Long Term Report: June 9, 2011
The Furoshiki were great on the wet rocks down in the holler
Testing Locations and Conditions
The weather during the last couple of months has been mostly mild but did see some rather hot and humid days as well as a few rather chilly ones. It has rained a lot but there were lots of sunny days mixed in. I wore the shoes on several more day hikes in the woods but did cut back due to spiderwebs and ticks. I did wear them on at least a dozen more road walks with my wife and on two more overnight hikes. I continued to wear them at work, going to town, church on Wednesday night and around the house. The one place I didn’t wear them much was biking other than a couple of times to try them out. Even on my bike with big plastic pedals I found I like a shoe with a stiff sole. Anyways, no biggie as I don’t think Vibram had biking in mind when designing these shoes. My overnight hike on May 13th covered about 4 miles (6 km) and my pack weighed about 28 lb (13 kg). The high was around 81 F (27 C) and the low was around 66 F (19 C). My last overnighter on June 3rd covered about 4 miles (6 km) and my pack weighed about 35 lb (16 kg). The high was around 88 F (31 C) and the low was around 61 F (16 C)

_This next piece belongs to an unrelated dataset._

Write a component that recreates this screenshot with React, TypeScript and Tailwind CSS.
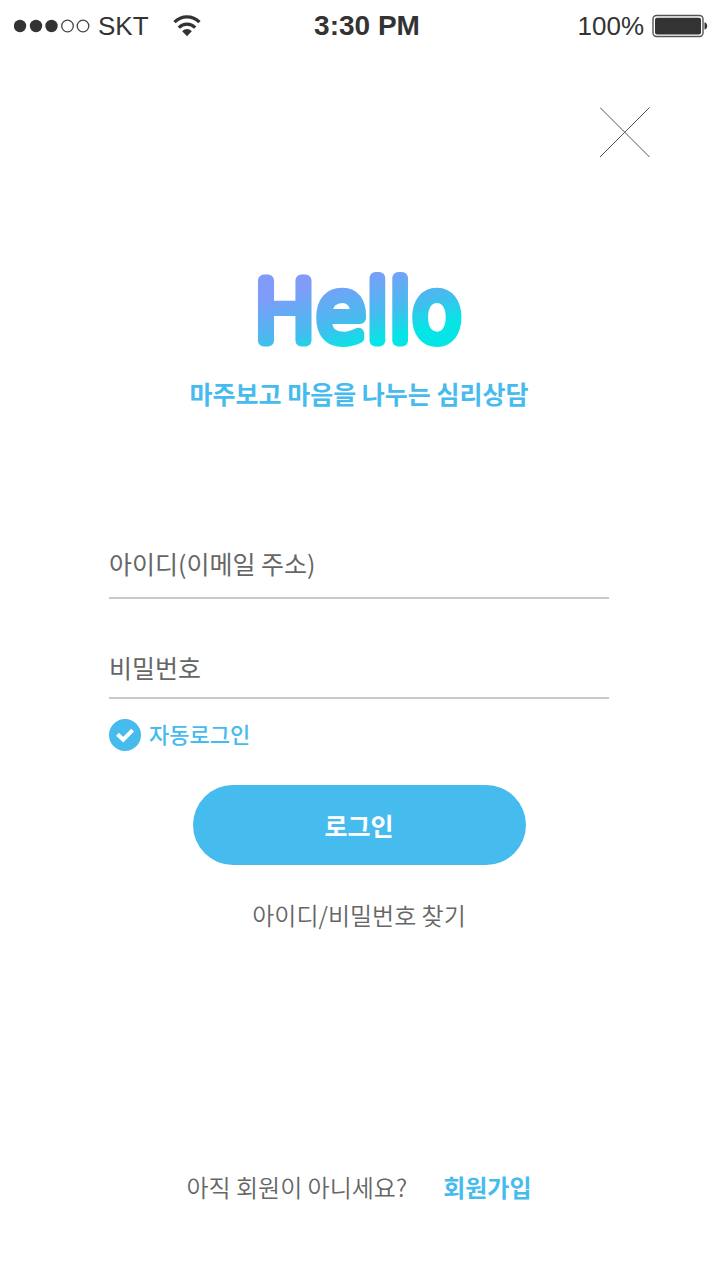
import { useState } from "react";

function SignalDots() {
  return (
    <svg width="76" height="14" viewBox="0 0 76 14" aria-hidden="true">
      {[6, 22, 37.5].map((cx) => (
        <circle key={cx} cx={cx} cy="7" r="6.2" fill="#333" />
      ))}
      {[53.5, 69].map((cx) => (
        <circle key={cx} cx={cx} cy="7" r="5.8" fill="none" stroke="#444" strokeWidth="1.3" />
      ))}
    </svg>
  );
}

function WifiIcon() {
  return (
    <svg width="28" height="22" viewBox="0 0 28 22" fill="none" stroke="#333" aria-hidden="true">
      <path d="M1.5 7.2C8.5 0.2 19.5 0.2 26.5 7.2" strokeWidth="3.3" />
      <path d="M5.8 12.6C10.5 8 17.5 8 22.2 12.6" strokeWidth="3.2" />
      <path d="M9.2 16.2C12 13.3 16 13.3 18.8 16.2L14 21.2Z" fill="#333" stroke="none" />
    </svg>
  );
}

function BatteryIcon() {
  return (
    <svg width="56" height="24" viewBox="0 0 56 24" aria-hidden="true">
      <rect x="1" y="1.5" width="50" height="21" rx="3.5" fill="none" stroke="#555" strokeWidth="1.4" />
      <rect x="3" y="3.7" width="46" height="16.8" rx="2" fill="#333" />
      <path d="M52.5 8.3C54.4 9 55.2 10.2 55.2 12S54.4 15 52.5 15.7Z" fill="#333" />
    </svg>
  );
}

function StatusBar() {
  return (
    <header className="grid h-[52px] grid-cols-[1fr_auto_1fr] items-center pr-3 pl-3.5 text-[26px] leading-8 text-[#333]">
      <div className="flex items-center gap-2">
        <SignalDots />
        <span>SKT</span>
        <span className="pl-4">
          <WifiIcon />
        </span>
      </div>
      <span className="pl-3 text-[28px] font-bold">3:30 PM</span>
      <div className="flex items-center justify-end gap-2">
        <span>100%</span>
        <BatteryIcon />
      </div>
    </header>
  );
}

function Logo() {
  return (
    <svg width="232" height="84" viewBox="0 0 232 84" className="overflow-visible" role="img" aria-label="Hello">
      <defs>
        <linearGradient id="logo-fill" gradientUnits="userSpaceOnUse" x1="100" y1="8" x2="120" y2="84">
          <stop offset="0" stopColor="#7f9cfa" />
          <stop offset="0.55" stopColor="#46bbee" />
          <stop offset="0.9" stopColor="#06e5e5" />
        </linearGradient>
      </defs>
      <text
        x="115"
        y="71"
        textAnchor="middle"
        fontFamily="DejaVu Sans Light, DejaVu Sans, sans-serif"
        fontWeight="200"
        fontSize="82"
        fill="url(#logo-fill)"
        stroke="url(#logo-fill)"
        strokeWidth="12"
        strokeLinejoin="round"
      >
        Hello
      </text>
    </svg>
  );
}

export default function App() {
  const [autoLogin, setAutoLogin] = useState(true);
  const field =
    "block w-full border-b-2 border-[#cacaca] bg-transparent text-[25px] leading-9 text-[#666] outline-none placeholder:text-[#666] placeholder:opacity-100";

  return (
    <div className="flex min-h-screen flex-col bg-white font-['Liberation_Sans','Noto_Sans_CJK_KR',sans-serif]">
      <StatusBar />
      <div className="flex justify-end pt-[55px] pr-[70px]">
        <button type="button" aria-label="닫기" className="cursor-pointer">
          <svg width="50" height="50" viewBox="0 0 50 50" stroke="#555" strokeWidth="1" aria-hidden="true">
            <path d="M0 0.5L49.5 50M49.5 0.5L0 50" />
          </svg>
        </button>
      </div>

      <main className="flex grow flex-col items-center pr-0.5 font-['Noto_Sans_CJK_KR',sans-serif] text-[#666]">
        <h1 className="pt-28 text-[82px] leading-[84px]">
          <Logo />
        </h1>
        <p className="pt-[22px] text-[25px] leading-9 font-bold text-[#46bbee]">마주보고 마음을 나누는 심리상담</p>

        <form
          className="flex w-full max-w-[500px] flex-col items-center pt-[134px]"
          onSubmit={(event) => event.preventDefault()}
        >
          <input type="email" aria-label="아이디(이메일 주소)" placeholder="아이디(이메일 주소)" className={`${field} pb-4`} />
          <input type="password" aria-label="비밀번호" placeholder="비밀번호" className={`${field} mt-[50px] pb-3`} />

          <label className="mt-5 flex cursor-pointer items-start gap-2 self-start text-[22px] leading-7 font-medium text-[#46bbee]">
            <span className="grid size-8">
              <input
                type="checkbox"
                checked={autoLogin}
                onChange={(event) => setAutoLogin(event.target.checked)}
                className="peer col-start-1 row-start-1 size-8 appearance-none rounded-full border-2 border-[#46bbee] checked:bg-[#46bbee]"
              />
              <svg
                viewBox="0 0 32 32"
                className="pointer-events-none invisible col-start-1 row-start-1 size-8 peer-checked:visible"
                fill="none"
                stroke="#fff"
                strokeWidth="4"
                aria-hidden="true"
              >
                <path d="M8.5 15.2L14.2 20.6L23.6 11.2" />
              </svg>
            </span>
            자동로그인
          </label>

          <button
            type="submit"
            className="mt-[34px] h-20 w-full max-w-[333px] cursor-pointer rounded-full bg-[#46bbee] text-[25px] leading-9 font-bold text-white"
          >
            로그인
          </button>
        </form>

        <a href="#find" className="mt-8 text-2xl leading-9 font-[350]">
          아이디/비밀번호 찾기
        </a>

        <p className="mt-auto flex gap-9 pb-[75px] text-2xl leading-9 font-[350]">
          아직 회원이 아니세요?
          <a href="#join" className="font-bold text-[#46bbee]">
            회원가입
          </a>
        </p>
      </main>
    </div>
  );
}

ready for a short break during an overnight hike
Long Term Test Results
I have been impressed with just how well these shoes work as a backpacking shoe. I won’t say they were perfect as there were a few negatives, but overall they have held up well and allowed me to enjoy my hikes with a close to barefoot feel with little concern of stubbing a toe or cutting my foot on a sharp root or rock. The traction was also excellent, which was a little surprising given how smooth the tread on the bottom of the shoe is. Even on my day-hikes with heavy loads up to 40 lb (18 kg) I found the shoes supportive enough. On thing I have noticed on my last several outings was that the tips of the side panel pulls started to curl out a little. I think the material has stretched ever so slightly and when cinching them down tight the hook-and-loop patch was actually going quite a ways past the receiving end. This meant there wasn’t a lot of contact between the respective patches. The good thing is they never pulled loose. Another slight negative was how slow drying the shoes were. I usually end up getting my shoes wet when hiking in the holler. On my last overnighter I waded several times before dark but didn’t turn in until 11 PM some 4 hours after the last time I was in water. My feet looked like prunes and the shoes were still very damp. They were not much drier by morning but my socks had managed to dry.

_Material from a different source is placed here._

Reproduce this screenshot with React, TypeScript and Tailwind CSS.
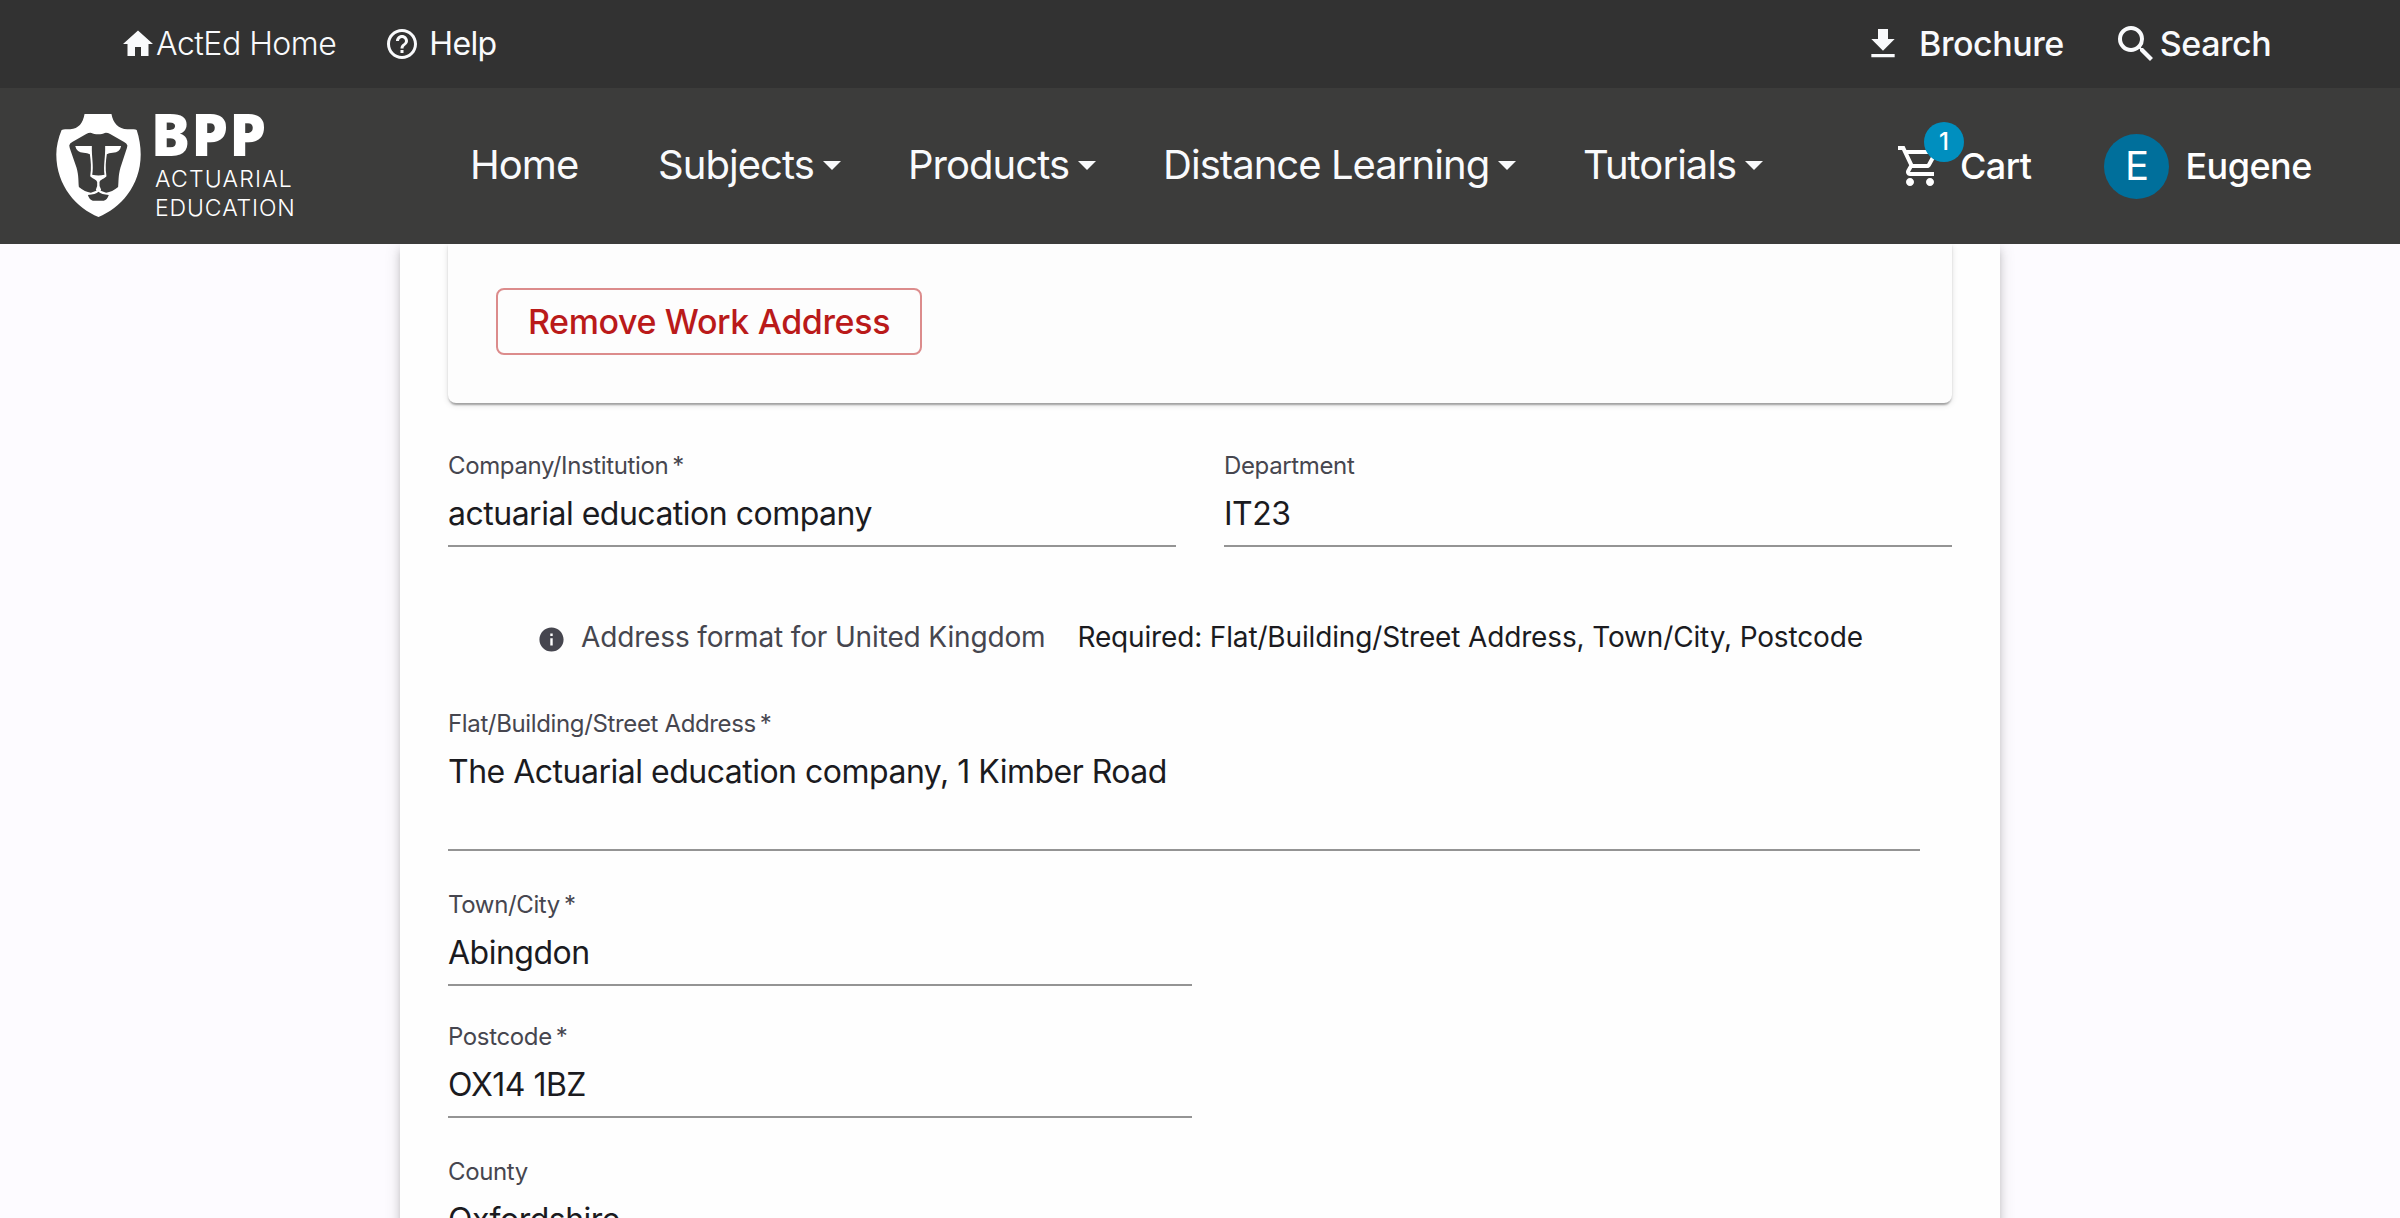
import React from "react";
import {
  MdFileDownload,
  MdHelpOutline,
  MdHome,
  MdInfo,
  MdOutlineShoppingCart,
  MdSearch,
} from "react-icons/md";

function LionShield() {
  return (
    <svg viewBox="18 18 254 310" className="-mt-px h-[103px] w-[85px]" aria-hidden="true">
      <path
        fill="#fff"
        d="M103 18H184C189 46 205 63 232 64C245 65 255 62 260 66C268 90 272 115 272 140C272 235 210 302 145 328C80 302 18 235 18 140C18 115 24 90 34 66C42 62 50 65 60 64C85 62 98 46 103 18Z"
      />
      <path
        fill="#3c3c3b"
        d="M57 113Q58 106 66 102L108 78Q116 74 124 75C132 80 156 80 164 75Q172 74 180 78L222 102Q230 106 232 113Q231 122 227 131L211 180C204 205 206 222 204 238Q186 253 168 255Q154 253 145 243Q136 253 122 255Q104 253 86 238C84 222 86 205 79 180L62 131Q58 122 57 113Z"
      />
      <path
        fill="#fff"
        d="M75 114H125C124 150 131 172 126 201Q145 205 163 201C159 172 166 150 165 114H213Q210 133 188 135Q175 136 170 139C167 160 165 180 169 205C164 212 150 214 148 223Q146 236 153 246L145 253L137 246Q143 236 141 223C139 214 126 212 120 205C124 180 122 160 119 139Q112 136 100 135Q79 133 75 114Z"
      />
      <path fill="#3c3c3b" d="M129 112H161C160 150 155 172 160 199Q145 202 130 199C134 172 129 150 129 112Z" />
      <path fill="#3c3c3b" d="M113 262Q136 260 145 252Q154 260 176 262Q171 277 161 279H128Q118 277 113 262Z" />
    </svg>
  );
}

function Caret() {
  return (
    <span className="ml-[9px] h-0 w-0 border-x-[9px] border-t-[9px] border-x-transparent border-t-[#f9fafc]" />
  );
}

function NavItem({ label, width, menu = true }: { label: string; width: string; menu?: boolean }) {
  return (
    <a className={`flex shrink-0 items-center text-[40px] tracking-[-0.95px] text-[#f9fafc] ${width}`}>
      {label}
      {menu && <Caret />}
    </a>
  );
}

function Label({ text, required }: { text: string; required?: boolean }) {
  return (
    <div className="mb-1 flex h-[25px] items-center text-[24px] leading-[25px] tracking-[-0.36px] text-[#46464f]">
      {text}
      {required && <span className="ml-1">*</span>}
    </div>
  );
}

function Field({
  label,
  value,
  required,
  className = "",
  valueClass = "h-[63px]",
}: {
  label: string;
  value: string;
  required?: boolean;
  className?: string;
  valueClass?: string;
}) {
  return (
    <div className={`shrink-0 ${className}`}>
      <Label text={label} required={required} />
      <div
        className={`border-b-2 border-[#949494] text-[32px] leading-[63px] tracking-[-0.5px] whitespace-nowrap text-[#1b1b1f] box-content ${valueClass}`}
      >
        {value}
      </div>
    </div>
  );
}

export default function App() {
  return (
    <div className="flex h-[1218px] w-[2400px] flex-col overflow-hidden bg-[#fdfbff] font-['Inter',sans-serif] leading-none whitespace-nowrap">
      <div className="flex h-[88px] shrink-0 items-center bg-[#323232] pl-[120px] text-[#f9fafc]">
        <MdHome className="size-9" />
        <span className="text-[32px] font-light tracking-[-0.5px]">ActEd Home</span>
        <MdHelpOutline className="ml-[48px] size-9" />
        <span className="ml-[9px] text-[32px] tracking-[-0.63px]">Help</span>
        <div className="ml-auto flex w-[537px] items-center text-[34px] font-medium tracking-[-0.45px]">
          <MdFileDownload className="size-10" />
          <span className="ml-4">Brochure</span>
          <MdSearch className="ml-[48px] size-12" />
          <span>Search</span>
        </div>
      </div>

      <header className="flex h-[156px] shrink-0 items-center bg-[#3c3c3b] pl-[56px] text-white">
        <LionShield />
        <div className="ml-[10px] flex w-[319px] flex-col pt-[3px] pl-1">
          <span className="-ml-[4px] font-['Open_Sans'] text-[58px] leading-[44px] font-extrabold tracking-[1.4px]">
            BPP
          </span>
          <span className="mt-[9px] text-[23px] leading-[29px] font-light tracking-[1.2px]">ACTUARIAL</span>
          <span className="text-[23px] leading-[29px] font-light tracking-[0.9px]">EDUCATION</span>
        </div>
        <nav className="-mt-[2px] flex">
          <NavItem label="Home" width="w-[188px]" menu={false} />
          <NavItem label="Subjects" width="w-[250px]" />
          <NavItem label="Products" width="w-[255px]" />
          <NavItem label="Distance Learning" width="w-[420px]" />
          <NavItem label="Tutorials" width="w-[200px]" />
        </nav>
        <div className="ml-auto flex w-[504px] items-center text-[36px] font-medium tracking-[-0.55px]">
          <div className="relative">
            <MdOutlineShoppingCart className="size-12" />
            <span className="absolute -top-5 -right-5 flex size-10 items-center justify-center rounded-full bg-[#008fbf] text-[24px] tracking-normal">
              1
            </span>
          </div>
          <span className="ml-4">Cart</span>
          <span className="ml-[73px] flex size-[65px] items-center justify-center rounded-full bg-[#006f9b] text-[40px] font-normal tracking-normal">
            E
          </span>
          <span className="ml-4">Eugene</span>
        </div>
      </header>

      <main className="flex min-h-0 grow justify-center overflow-hidden">
        <section className="flex h-[1100px] w-[1600px] shrink-0 flex-col bg-[#fefefe] px-12 shadow-[0_6px_6px_-4px_rgba(0,0,0,0.2),0_6px_8px_rgba(0,0,0,0.14),0_2px_16px_rgba(0,0,0,0.12)]">
          <div className="flex h-[159px] shrink-0 items-start rounded-b-lg bg-[#fdfdfd] pt-[44px] pl-12 shadow-[0_4px_2px_-2px_rgba(0,0,0,0.2),0_2px_2px_rgba(0,0,0,0.14),0_2px_6px_rgba(0,0,0,0.12)]">
            <button className="flex h-[67px] w-[426px] items-center justify-center rounded-lg border-2 border-[#dc8c8c] text-[34px] font-medium tracking-[-0.37px] text-[#ba1a1a]">
              Remove Work Address
            </button>
          </div>

          <div className="mt-[50px] flex shrink-0 gap-12">
            <Field label="Company/Institution" value="actuarial education company" required className="w-[728px]" />
            <Field label="Department" value="IT23" className="w-[728px]" />
          </div>

          <div className="mt-[70px] flex h-10 shrink-0 items-center pl-[89px] text-[28px] tracking-[-0.15px] text-[#46464f]">
            <MdInfo className="mt-1 size-[29px]" />
            <span className="ml-[15px]">Address format for United Kingdom</span>
            <span className="ml-[32px] tracking-[-0.15px] text-[#1b1b1f]">
              Required: Flat/Building/Street Address, Town/City, Postcode
            </span>
          </div>

          <Field
            label="Flat/Building/Street Address"
            value="The Actuarial education company, 1 Kimber Road"
            required
            className="mt-[54px] w-[1472px]"
            valueClass="h-[109px]"
          />
          <Field label="Town/City" value="Abingdon" required className="mt-[41px] w-[744px]" />
          <Field label="Postcode" value="OX14 1BZ" required className="mt-[38px] w-[744px]" />
          <Field label="County" value="Oxfordshire" className="mt-[41px] w-[744px]" />
        </section>
      </main>
    </div>
  );
}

As I noted in my Field Report, I couldn’t put them on easily while sitting in my hammock. After the first night I didn’t even attempt to put them on when I got up for nature breaks. I didn’t carry slip on shoes so just went barefooted. On this particular trip I put the Furoshikies on the next morning while sitting in the chair I had carried. I got them wet (already damp) again crossing the creek and they were still very damp when I got home. I could smell them so decided to give them a bath. I first rinsed them off outside with a garden hose and then ran a few gallons of lukewarm water in a small bucket and added a few squirts of dish detergent. The water turned very dark despite the fact that I had just rinsed most of the dirt etc from them. I’m not sure if from trapped dirt I may have missed or from the dye in the material. Anyways, I rinsed them in a fresh bucket of water and the water was clear. I then put them on the deck rail in full sun. They were dry by sundown about 7 hours later and smelled much better.
My last and still biggest complaint about the Furoshiki shoes is how the toe guard will get flipped off the toes. It still mostly happens when I’m walking in tall grass. Unfortunately, it happened in my yard right before I mowed it and in the nearby pastures just about anytime. On my last backpacking trip I went around the pasture to avoided the tall grass completely but decided to take the pasture shortcut coming home and it happened a couple of times as a walked the short distance from the tree line over to the gravel road. I was picking my feet up too. I wonder if I had gone one size smaller if this might not have happened, but honestly, I feel I have the correct size. When I’m on the trails in the woods this never happens unless I happen to misjudge a pile of leaves and drag my toes a little. During all my testing I don’t think it happened more than two or three times anywhere other than walking in tall grass. I think either eliminating the toe guard completely by just making the entire top portion out of the same stretchy material already on top of the shoe or making the rubber part deeper would help tremendously.
In case there is any doubt, I really like the Furoshiki. They are super comfortable and surprisingly sturdy for such a light weigh minimalist shoe. I don’t think these would be my first choice for a multi day backpacking trip but they did just fine on the short overnight hikes I used them on. They are light enough to carry as a camp shoe but since they are not the easiest to put on I am hesitant to use them for that purpose. I am more about just slipping my feet inside a slide type shoe when I need to and these shoes require a lot of bending over to get them on and fastened. I do plan to continue wearing them as a casual shoe and they are great for doing exercise in. One final note, I got a lot of comments when wearing these shoes. Several folks commented on how comfortable they looked. Some asked if I was just wearing socks? I wore them to my chiropractor for an adjustment after pulling my hamstring and he was fascinated by them. He picked them up and folded them and commented on how light and flexible they were. I told him all about them and that he should get a pair. He didn’t reply yay or nay but I got the feeling he was considering them. He asked the website I was testing them for as I left the room.
This concludes my testing of the Furoshiki shoes. I would like to thank BackpackGearTest.org and Vibram for this testing opportunity.